# Data block
+-------+
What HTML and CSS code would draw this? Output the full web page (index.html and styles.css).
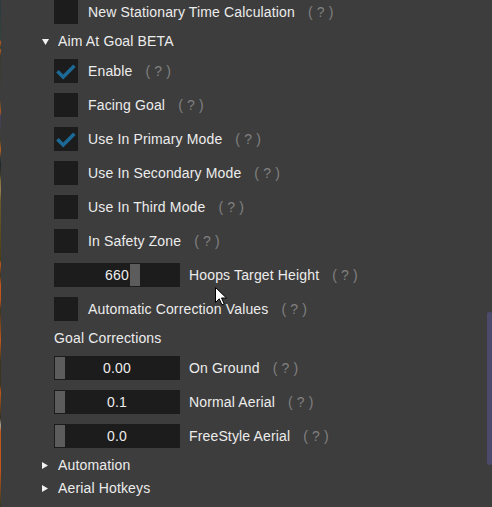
FILE: index.html
```html
<!DOCTYPE html>
<html>
<head>
<meta charset="utf-8">
<link rel="stylesheet" href="styles.css">
</head>
<body>
<div class="edge"></div>
<div class="panel">
  <div class="group">
    <div class="row"><div class="check"></div><span class="label">New Stationary Time Calculation</span><span class="help">( ? )</span></div>
  </div>
  <div class="tree open">
    <svg class="arrow" width="8" height="15" viewBox="0 0 8 15"><polygon points="0,5 7,5 3.5,11" fill="#f2f2f2"/></svg>
    <span class="tree-label">Aim At Goal BETA</span>
  </div>
  <div class="group">
    <div class="row"><div class="check"><svg width="24" height="24" viewBox="0 0 24 24"><polyline points="3.4,12.2 9.2,18 20.4,6.8" fill="none" stroke="#1c6995" stroke-width="3.6"/></svg></div><span class="label">Enable</span><span class="help">( ? )</span></div>
    <div class="row"><div class="check"></div><span class="label">Facing Goal</span><span class="help">( ? )</span></div>
    <div class="row"><div class="check"><svg width="24" height="24" viewBox="0 0 24 24"><polyline points="3.4,12.2 9.2,18 20.4,6.8" fill="none" stroke="#1c6995" stroke-width="3.6"/></svg></div><span class="label">Use In Primary Mode</span><span class="help">( ? )</span></div>
    <div class="row"><div class="check"></div><span class="label">Use In Secondary Mode</span><span class="help">( ? )</span></div>
    <div class="row"><div class="check"></div><span class="label">Use In Third Mode</span><span class="help">( ? )</span></div>
    <div class="row"><div class="check"></div><span class="label">In Safety Zone</span><span class="help">( ? )</span></div>
    <div class="row"><div class="slider"><span class="value">660</span><div class="grab" style="left:76px"></div></div><span class="slabel">Hoops Target Height</span><span class="help">( ? )</span></div>
    <div class="row"><div class="check"></div><span class="label">Automatic Correction Values</span><span class="help">( ? )</span></div>
    <div class="text">Goal Corrections</div>
    <div class="row"><div class="slider"><span class="value">0.00</span><div class="grab" style="left:1px"></div></div><span class="slabel">On Ground</span><span class="help">( ? )</span></div>
    <div class="row"><div class="slider"><span class="value">0.1</span><div class="grab" style="left:1px"></div></div><span class="slabel">Normal Aerial</span><span class="help">( ? )</span></div>
    <div class="row"><div class="slider"><span class="value">0.0</span><div class="grab" style="left:1px"></div></div><span class="slabel">FreeStyle Aerial</span><span class="help">( ? )</span></div>
  </div>
  <div class="tree">
    <svg class="arrow" width="8" height="15" viewBox="0 0 8 15"><polygon points="0,4 6,7.5 0,11" fill="#f2f2f2"/></svg>
    <span class="tree-label">Automation</span>
  </div>
  <div class="tree last">
    <svg class="arrow" width="8" height="15" viewBox="0 0 8 15"><polygon points="0,4 6,7.5 0,11" fill="#f2f2f2"/></svg>
    <span class="tree-label">Aerial Hotkeys</span>
  </div>
</div>
<div class="scrollbar"></div>
<svg class="cursor" width="13" height="19" viewBox="0 0 13 19"><path d="M0.5,0.5 L0.5,15.5 L4.2,11.8 L7,17.8 L9.2,16.8 L6.5,11 L11.5,11 Z" fill="#fff" stroke="#000" stroke-width="1"/></svg>
</body>
</html>
```

FILE: styles.css
```css
html, body {
  margin: 0;
  padding: 0;
  height: 100%;
}
body {
  background: #3d3d3d;
  color: #ececec;
  font-family: "Liberation Sans", Arial, sans-serif;
  font-size: 14px;
  line-height: 15px;
  letter-spacing: 0.15px;
  display: flex;
  overflow: hidden;
  position: relative;
}
.edge {
  width: 1px;
  flex: none;
  background: linear-gradient(to bottom,
    #2c3a3c 0px, #33433f 40px, #c25a1c 42px, #2f3b36 48px, #b75a20 50px, #3a3a30 56px,
    #3b3f3c 100px, #b0561f 112px, #4a3d60 116px, #3a4030 140px, #c0601e 150px, #2e3a3a 158px,
    #20262a 165px, #3b3a2a 175px, #7a6a3a 180px, #9a8050 190px, #6a5a2a 200px, #5c4e1c 230px,
    #4b3d15 260px, #c4571a 264px, #3a3520 275px, #c9581a 285px, #bf5518 300px, #3a3522 310px,
    #c4561a 340px, #3a3520 362px, #3c3522 385px, #c25818 392px, #302e22 418px, #a8a090 425px,
    #c0581a 432px, #c4561a 470px, #3a3a20 505px);
}
.panel {
  flex: 1;
  padding-left: 41px;
}
.group {
  padding-left: 12px;
}
.row {
  display: flex;
  align-items: center;
  height: 24px;
  margin-bottom: 10px;
  white-space: nowrap;
}
.check {
  width: 24px;
  height: 24px;
  background: #1c1c1c;
  flex: none;
}
.check svg {
  display: block;
}
.label {
  margin-left: 10px;
}
.slabel {
  margin-left: 9px;
}
.help {
  margin-left: 13px;
  color: #808080;
}
.slider {
  position: relative;
  width: 126px;
  height: 24px;
  background: #1c1c1c;
  flex: none;
  display: flex;
  align-items: center;
  justify-content: center;
}
.value {
  position: relative;
  z-index: 0;
}
.grab {
  position: absolute;
  top: 1px;
  bottom: 1px;
  width: 10px;
  background: #5c5c5c;
}
.text {
  height: 15px;
  margin-bottom: 10px;
}
.tree {
  display: flex;
  align-items: center;
  height: 15px;
  margin-bottom: 10px;
}
.tree.last {
  margin-bottom: 0;
  margin-top: -2px;
}
.arrow {
  display: block;
  flex: none;
}
.tree-label {
  margin-left: 8px;
}
.scrollbar {
  position: absolute;
  right: 0;
  top: 312px;
  width: 5px;
  height: 153px;
  border-radius: 2px;
  background: #4b4a6b;
}
.cursor {
  position: absolute;
  left: 215px;
  top: 287px;
}
```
+-------+
# What to produce
Pick out the lines above that hold the string "index" and show them.

# Problem solution
What HTML and CSS code would draw this? Output the full web page (index.html and styles.css).
FILE: index.html
  z-index: 0;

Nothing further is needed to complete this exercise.